JONATHAN STRANGE AND MR NORRELL

A couple days ago, I finished reading Susanna Clarke's widely lauded new fantasy novel Jonathan Strange and Mr Norrell. Neil Gaiman's blurb calls it "unquestionably the finest English novel of the fantastic written in the last seventy years." He does throw in "English," which clears him of asserting that it's better than Little, Big; but if it indeed is the finest English fantasy novel of the past seventy years, then the fabled British fantasy tradition isn't what it's cracked up to be.

Oh, the book is enjoyable, to be sure; but what's missing from it, which is present in both Little, Big and the best of the nineteenth-century novels Clarke imitates (and in Lord of the Rings, for that matter, though I'm not a Tolkien fan), is any sense that what happens in the book matters.

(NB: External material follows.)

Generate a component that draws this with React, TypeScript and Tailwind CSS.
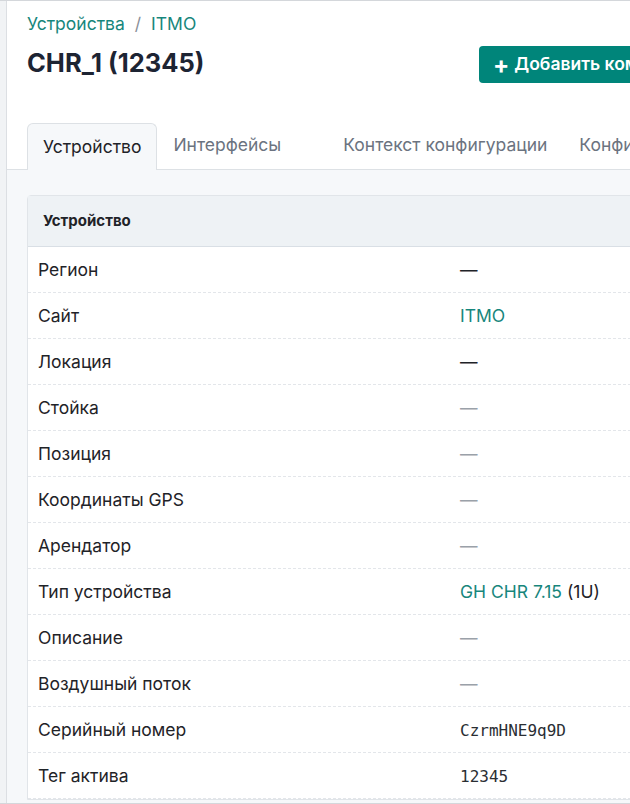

For all Clarke's skill, ultimately the book feels like a literary exercise. In his New York Times review (registration required) Gregory Maguire declares that the book's chief character is neither Strange nor Norrell, but the books contained in it. This is an exaggeration, but Clarke does seem to have put the largest share of her imaginative energy not into her characters, or their world, but into the tradition of scholarship on magic that she has invented. And, unlike Robert Irwin's The Arabian Nightmare or Tom LaFarge's The Crimson Bears, Clarke doesn't manage to make something unique out of her work's bookishness itself.